BİR HADİS
BİR YORUM
DOÇ. DR. ATİLLA YARGICI
“Mallarınızı aranızda haksız sebeplerle yemeyin. Kendiniz bilip dururken, insanların mallarından bir kısmını, yalan yemin ve şehadet ile yemek için o malları hakimlere (reislere, yetkili idarecilere veya mahkeme hakimlerine el altından) vermeyin.” (Bakara:2/188)
Bu âyet birçok toplumda olduğu gibi bizim toplumumuzda da yaygın olan topumsal bir hastalığı tedavi ediyor.
Bugün insanlar haksız kazanç, haksız mal elde etmeyi kendileri için bir kâr olarak telâkki ediyorlar. Halbuki haram yollardan elde edilen mal, sahibi için hem bu dünyada, hem de ahirette büyük bir yüktür. Bu yükü kaldırabilmek zordur.
Bu âyet hem mahkemelerde yargıçlık yapan insanların vicdanlarına hitap ediyor, “Rüşvet almayınız” diyor, “Haksız bir insanı haklı göstermek için rüşvet almayınız” diyor; diğer taraftan “Hakimlere üç beş kuruşluk haksız dünya malı kazanmak için rüşvet vermeyin. Bunu temin etmek için yalan yere yemin edip, yalancı şahit tutmayın” mesajını veriyor.
Burada bir hakiminin haklı bir insanı haksız, haksız bir insanı haklı göstermesi, Allah nezdikdeki gerçeği değiştirebilir mi? Asla değiştirmez. Bu şekilde elde edilen mallar, Hazret-i Peygamberin (asm) hadislerinde “kıt’atün minennar” ateşten bir parça olarak nitelendiriliyor. O halde bu tür yanlış davranışlarla mal elde edenler, bu malı yiyenler, aslında ateş yiyorlar. Bu haksız yenilen malın cezasını Allah bu dünyada da, ahirette de verecektir. Bundan kimsenin şüphesi olmasın.

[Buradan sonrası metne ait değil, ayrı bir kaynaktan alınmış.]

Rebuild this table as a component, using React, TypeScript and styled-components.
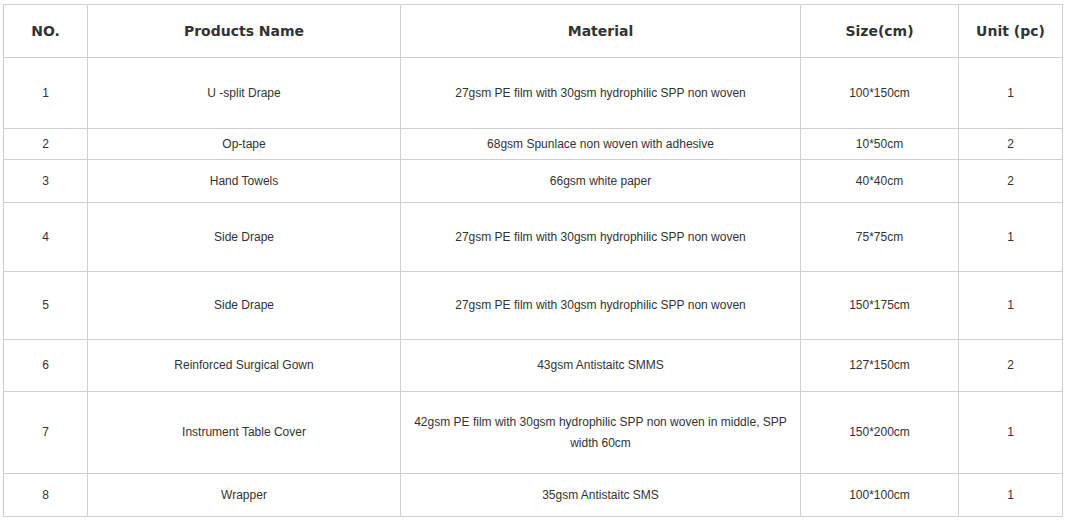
import React from "react";
import styled, { createGlobalStyle } from "styled-components";

const Global = createGlobalStyle`
  html, body { margin: 0; padding: 0; background: #fff; }
  body { font-family: "Liberation Sans", Arial, sans-serif; }
`;

const Wrap = styled.div`
  padding: 4px 0 0 3px;
`;

const Table = styled.table`
  border-collapse: collapse;
  table-layout: fixed;
  width: 1059px;
  color: #333;
`;

const HeadCell = styled.th`
  border: 1px solid #cfcfcf;
  font-family: "DejaVu Sans", Verdana, sans-serif;
  font-weight: bold;
  font-size: 14px;
  color: #333;
  text-align: center;
  vertical-align: middle;
  padding: 0;
`;

const Cell = styled.td`
  border: 1px solid #cfcfcf;
  font-family: "Liberation Sans", Arial, sans-serif;
  font-size: 12px;
  line-height: 21px;
  color: #333;
  text-align: center;
  vertical-align: middle;
  padding: 0 8px;
`;

const Row = styled.tr<{ $h: number }>`
  height: ${(p) => p.$h}px;
`;

const cols = [84, 313, 400, 158, 104];

const rows: { no: string; name: string; mat: string; size: string; unit: string; h: number }[] = [
  { no: "1", name: "U -split Drape", mat: "27gsm PE film with 30gsm hydrophilic SPP non woven", size: "100*150cm", unit: "1", h: 71 },
  { no: "2", name: "Op-tape", mat: "68gsm Spunlace non woven with adhesive", size: "10*50cm", unit: "2", h: 31 },
  { no: "3", name: "Hand Towels", mat: "66gsm white paper", size: "40*40cm", unit: "2", h: 43 },
  { no: "4", name: "Side Drape", mat: "27gsm PE film with 30gsm hydrophilic SPP non woven", size: "75*75cm", unit: "1", h: 69 },
  { no: "5", name: "Side Drape", mat: "27gsm PE film with 30gsm hydrophilic SPP non woven", size: "150*175cm", unit: "1", h: 68 },
  { no: "6", name: "Reinforced Surgical Gown", mat: "43gsm Antistaitc SMMS", size: "127*150cm", unit: "2", h: 52 },
  { no: "7", name: "Instrument Table Cover", mat: "42gsm PE film with 30gsm hydrophilic SPP non woven in middle, SPP width 60cm", size: "150*200cm", unit: "1", h: 82 },
  { no: "8", name: "Wrapper", mat: "35gsm Antistaitc SMS", size: "100*100cm", unit: "1", h: 43 },
];

export default function App() {
  return (
    <>
      <Global />
      <Wrap>
        <Table>
          <colgroup>
            {cols.map((w, i) => (
              <col key={i} style={{ width: w }} />
            ))}
          </colgroup>
          <thead>
            <Row $h={53}>
              <HeadCell>NO.</HeadCell>
              <HeadCell>Products Name</HeadCell>
              <HeadCell>Material</HeadCell>
              <HeadCell>Size(cm)</HeadCell>
              <HeadCell>Unit (pc)</HeadCell>
            </Row>
          </thead>
          <tbody>
            {rows.map((r, i) => (
              <Row key={i} $h={r.h}>
                <Cell>{r.no}</Cell>
                <Cell>{r.name}</Cell>
                <Cell>{r.mat}</Cell>
                <Cell>{r.size}</Cell>
                <Cell>{r.unit}</Cell>
              </Row>
            ))}
          </tbody>
        </Table>
      </Wrap>
    </>
  );
}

Bir de devletin malını rüşvet ve yalanlarla, dolanlarla, hile ile yiyen insanlar var. Devletin malı, 70 milyon insanın malıdır. Bunda tüyü bitmedik insanların hakları vardır. Bu tür kul haklarıyla Allah’ın huzuruna gitmek, Allah’ın huzuruna kara bir yüzle çıkmak demektir. Allah’ın affetmeyeceği, ancak sahibinin hakkını helâl etmesiyle affedilecek olan böyle bir haksızlıktan yılandan akrepten çekiniyor gibi çekinmemiz gerekir.

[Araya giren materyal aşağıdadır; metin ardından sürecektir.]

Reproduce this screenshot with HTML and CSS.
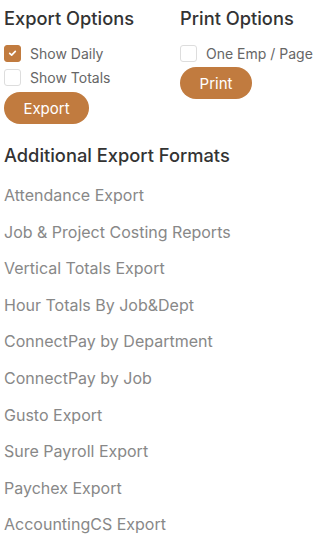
FILE: index.html
```html
<!DOCTYPE html>
<html>
<head>
<meta charset="utf-8">
<link rel="stylesheet" href="styles.css">
</head>
<body>
<div class="top">
  <section class="col col-export">
    <h2 class="heading">Export Options</h2>
    <label class="check"><span class="box on"><svg viewBox="0 0 16 16" width="16" height="16"><path d="M5 8.3 L7.1 10.3 L11 6.2" fill="none" stroke="#fff" stroke-width="1.8" stroke-linecap="round" stroke-linejoin="round"/></svg></span><span class="label">Show Daily</span></label>
    <label class="check"><span class="box"></span><span class="label">Show Totals</span></label>
    <button class="btn btn-export">Export</button>
  </section>
  <section class="col col-print">
    <h2 class="heading">Print Options</h2>
    <label class="check"><span class="box"></span><span class="label">One Emp / Page</span></label>
    <button class="btn btn-print">Print</button>
  </section>
</div>
<h2 class="heading formats">Additional Export Formats</h2>
<ul class="list">
  <li>Attendance Export</li>
  <li>Job &amp; Project Costing Reports</li>
  <li>Vertical Totals Export</li>
  <li>Hour Totals By Job&amp;Dept</li>
  <li>ConnectPay by Department</li>
  <li>ConnectPay by Job</li>
  <li>Gusto Export</li>
  <li>Sure Payroll Export</li>
  <li>Paychex Export</li>
  <li>AccountingCS Export</li>
</ul>
</body>
</html>
```
FILE: styles.css
```css
html, body { margin: 0; padding: 0; background: #fff; }
body {
  font-family: "Inter", "Liberation Sans", sans-serif;
  padding: 8px 4px 0 4px;
  color: #333;
}
.top { display: flex; }
.col { flex: none; white-space: nowrap; }
.col-export { width: 176px; }
.heading {
  margin: 0;
  font-size: 18.3px;
  font-weight: 500;
  color: #333;
  line-height: 21px;
}
.check {
  display: flex;
  align-items: center;
  height: 24px;
  gap: 9px;
}
.col .heading + .check { margin-top: 12px; }
.box {
  width: 17px; height: 17px;
  box-sizing: border-box;
  border: 1px solid #ddd;
  border-radius: 3px;
  display: flex;
  align-items: center;
  justify-content: center;
  flex: none;
}
.box.on { background: #c17b3f; border-color: #c17b3f; }
.label { font-size: 14px; color: #666; }
.btn {
  border: none;
  background: #c17b3f;
  color: #fff;
  font-family: inherit;
  font-size: 15px;
  border-radius: 16px;
  height: 32px;
  padding: 0;
  margin-top: 3px;
  display: block;
}
.btn-export { width: 85px; }
.btn-print { width: 72px; margin-top: 2px; }
.formats { margin-top: 21px; }
.list { list-style: none; margin: 11px 0 0 0; padding: 0; }
.list li {
  font-size: 16px;
  color: #888;
  height: 36.6px;
  line-height: 36.6px;
}
```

Toplumda zenginliğin revaçta olması hiçbirimizi böyle bir haksız kazanca yöneltmesin. Devletin parasını çarçur etmek, kaçak elektrik kullanmak, kaçak su kullanmak, devleti dolandırmak en büyük günahlardandır. Bunları elde etmek için insanların idarecileri de yoldan çıkardığı, onlara çok yüklü miktarlarda paralar teklif ettiği biliniyor. Bu konuda alanın da, verenin de aynı haksızlığı yaptığı unutulmamalıdır. Bu dünyada sizi gören olmayabilir. Mahkemeleri para ile satın alabilirsiniz. Ama hiç kimseye haksızlık yapılmayan ve herkesin hakkının kılı kırk yararcasına dikkatle verildiği mahkeme-i kübradan hiçbir zaman kaçış yoktur. Zalimin zulmü yanına kâr kalmayacaktır. Haksız kazanç elde edenler, bu kazançlarının bir “ateş parçası” olduğunu o zaman görecekler, ama iş işten geçmiş olacaktır. Bu yüzden âyet bizleri kendi menfaatimiz için başkasına zarar vermek gibi haksızlıkları yapmaktan uzaklaştırıyor.

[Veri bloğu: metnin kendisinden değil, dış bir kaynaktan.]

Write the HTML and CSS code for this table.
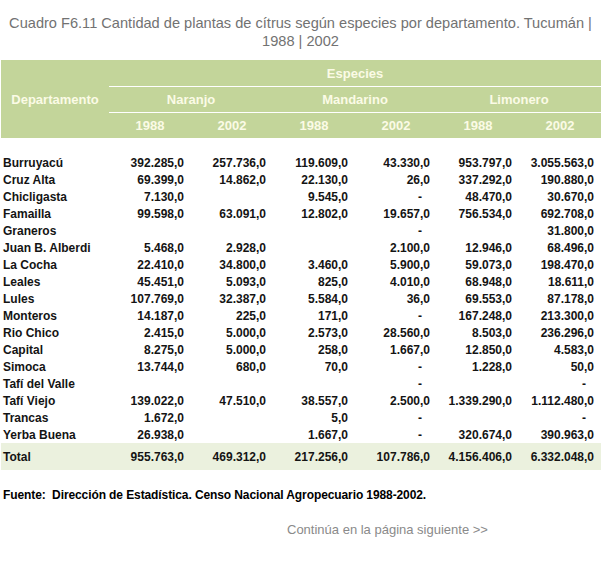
FILE: index.html
```html
<!DOCTYPE html>
<html lang="es">
<head>
<meta charset="utf-8">
<title>Cuadro F6.11</title>
<link rel="stylesheet" href="styles.css">
</head>
<body>
<div class="page">
  <h1 class="title">Cuadro F6.11 Cantidad de plantas de cítrus según especies por departamento. Tucumán |<br>1988 | 2002</h1>
  <table class="data">
    <colgroup>
      <col class="c-dept">
      <col class="c-num"><col class="c-num"><col class="c-num"><col class="c-num"><col class="c-num"><col class="c-num">
    </colgroup>
    <thead>
      <tr class="h1">
        <th rowspan="3" class="h-dept">Departamento</th>
        <th colspan="6" class="h-line">Especies</th>
      </tr>
      <tr class="h2">
        <th colspan="2" class="h-line">Naranjo</th>
        <th colspan="2" class="h-line">Mandarino</th>
        <th colspan="2" class="h-line">Limonero</th>
      </tr>
      <tr class="h3">
        <th>1988</th><th>2002</th><th>1988</th><th>2002</th><th>1988</th><th>2002</th>
      </tr>
    </thead>
    <tbody>
      <tr class="spacer"><td colspan="7"></td></tr>
      <tr><td>Burruyacú</td><td>392.285,0</td><td>257.736,0</td><td>119.609,0</td><td>43.330,0</td><td>953.797,0</td><td>3.055.563,0</td></tr>
      <tr><td>Cruz Alta</td><td>69.399,0</td><td>14.862,0</td><td>22.130,0</td><td>26,0</td><td>337.292,0</td><td>190.880,0</td></tr>
      <tr><td>Chicligasta</td><td>7.130,0</td><td></td><td>9.545,0</td><td><span class="dash">-</span></td><td>48.470,0</td><td>30.670,0</td></tr>
      <tr><td>Famailla</td><td>99.598,0</td><td>63.091,0</td><td>12.802,0</td><td>19.657,0</td><td>756.534,0</td><td>692.708,0</td></tr>
      <tr><td>Graneros</td><td></td><td></td><td></td><td><span class="dash">-</span></td><td></td><td>31.800,0</td></tr>
      <tr><td>Juan B. Alberdi</td><td>5.468,0</td><td>2.928,0</td><td></td><td>2.100,0</td><td>12.946,0</td><td>68.496,0</td></tr>
      <tr><td>La Cocha</td><td>22.410,0</td><td>34.800,0</td><td>3.460,0</td><td>5.900,0</td><td>59.073,0</td><td>198.470,0</td></tr>
      <tr><td>Leales</td><td>45.451,0</td><td>5.093,0</td><td>825,0</td><td>4.010,0</td><td>68.948,0</td><td>18.611,0</td></tr>
      <tr><td>Lules</td><td>107.769,0</td><td>32.387,0</td><td>5.584,0</td><td>36,0</td><td>69.553,0</td><td>87.178,0</td></tr>
      <tr><td>Monteros</td><td>14.187,0</td><td>225,0</td><td>171,0</td><td><span class="dash">-</span></td><td>167.248,0</td><td>213.300,0</td></tr>
      <tr><td>Rio Chico</td><td>2.415,0</td><td>5.000,0</td><td>2.573,0</td><td>28.560,0</td><td>8.503,0</td><td>236.296,0</td></tr>
      <tr><td>Capital</td><td>8.275,0</td><td>5.000,0</td><td>258,0</td><td>1.667,0</td><td>12.850,0</td><td>4.583,0</td></tr>
      <tr><td>Simoca</td><td>13.744,0</td><td>680,0</td><td>70,0</td><td><span class="dash">-</span></td><td>1.228,0</td><td>50,0</td></tr>
      <tr><td>Tafí del Valle</td><td></td><td></td><td></td><td><span class="dash">-</span></td><td></td><td><span class="dash">-</span></td></tr>
      <tr><td>Tafí Viejo</td><td>139.022,0</td><td>47.510,0</td><td>38.557,0</td><td>2.500,0</td><td>1.339.290,0</td><td>1.112.480,0</td></tr>
      <tr><td>Trancas</td><td>1.672,0</td><td></td><td>5,0</td><td><span class="dash">-</span></td><td></td><td><span class="dash">-</span></td></tr>
      <tr><td>Yerba Buena</td><td>26.938,0</td><td></td><td>1.667,0</td><td><span class="dash">-</span></td><td>320.674,0</td><td>390.963,0</td></tr>
      <tr class="total"><td>Total</td><td>955.763,0</td><td>469.312,0</td><td>217.256,0</td><td>107.786,0</td><td>4.156.406,0</td><td>6.332.048,0</td></tr>
    </tbody>
  </table>
  <p class="source">Fuente:&nbsp; Dirección de Estadística. Censo Nacional Agropecuario 1988-2002.</p>
  <p class="next">Continúa en la página siguiente &gt;&gt;</p>
</div>
</body>
</html>
```

FILE: styles.css
```css
html, body {
  margin: 0;
  padding: 0;
  background: #ffffff;
}

.page {
  width: 601px;
  font-family: "Liberation Sans", Arial, sans-serif;
}

.title {
  margin: 0;
  padding-top: 14px;
  font-size: 14.6px;
  font-weight: normal;
  line-height: 18px;
  color: #727272;
  text-align: center;
}

.data {
  margin: 10px 0 0 1px;
  border-collapse: collapse;
  border-spacing: 0;
  table-layout: fixed;
  width: 600px;
  font-size: 12px;
  font-weight: bold;
  color: #141414;
}

.c-dept { width: 108px; }
.c-num { width: 82px; }

.data th {
  background: #c3d59a;
  color: #fbfbe6;
  font-size: 13px;
  font-weight: bold;
  padding: 0;
  text-align: center;
}

.h1 th.h-line { height: 26px; border-bottom: 1px solid #ffffff; }
.h2 th.h-line { height: 25px; border-bottom: 1px solid #ffffff; }
.h3 th { height: 25px; }

.h-dept { vertical-align: middle; }

.data td {
  height: 15px;
  padding: 2px 7px 0 0;
  text-align: right;
  white-space: nowrap;
  line-height: 15px;
}

.data td:first-child {
  text-align: left;
  padding: 2px 0 0 2px;
}

.data .spacer td { height: 16px; padding: 0; }

.dash { margin-right: 8px; }

.data .total td {
  background: #ebf1de;
  height: 25px;
  line-height: 25px;
}

.source {
  margin: 17px 0 0 3px;
  font-size: 12px;
  font-weight: bold;
  color: #000000;
  letter-spacing: -0.1px;
  line-height: 16px;
}

.next {
  margin: 19px 0 0 287px;
  font-size: 13px;
  color: #8a8a8a;
  line-height: 16px;
}
```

İşte bu milleti dindar yapmak isteyenlerin önüne engel konulmamış olsa, devleti dolandıran insanlardan eser kalmayacaktır. Ve birilerinin yem boruları kesilecektir. Kendi yem borularının kesilmesini istemeyenlerin “İrtica geliyor” diye İslâmı öcü gibi göstermeye çalışmasının anlamı şimdi daha iyi anlaşılıyor. Bu yüzden bu milleti, bu toplumu sevenlerin toplumun dindar olmasını sağlamanın önündeki engelleri kaldırmaları birinci görevleridir. Allah başımızdaki başlara akıl ve fikir ve iz’an nasip etsin.